What Is the Difference Between Quick Commerce and Traditional Retail?
Quick commerce delivers groceries from hyperlocal dark stores within 10 to 30 minutes through an app. Traditional retail, which includes supermarkets, grocery franchises, convenience stores, and kirana stores, sells through a physical shop where you walk in, browse, and pay at a counter.
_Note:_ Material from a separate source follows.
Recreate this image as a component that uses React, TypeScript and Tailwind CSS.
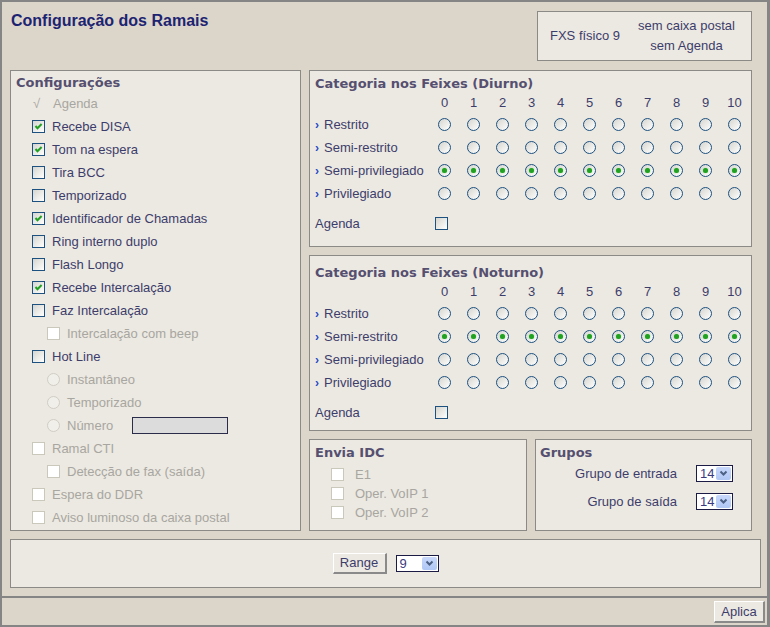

The difference runs deeper than delivery time. A quick commerce platform is a technology and logistics company first, not a retailer in the traditional sense. Most dark stores sit within 2 to 3 km of dense urban pockets and are built purely for fast picking and dispatch, not browsing. Traditional retail depends on a direct relationship with the person walking through the door, something a delivery app structurally can't offer.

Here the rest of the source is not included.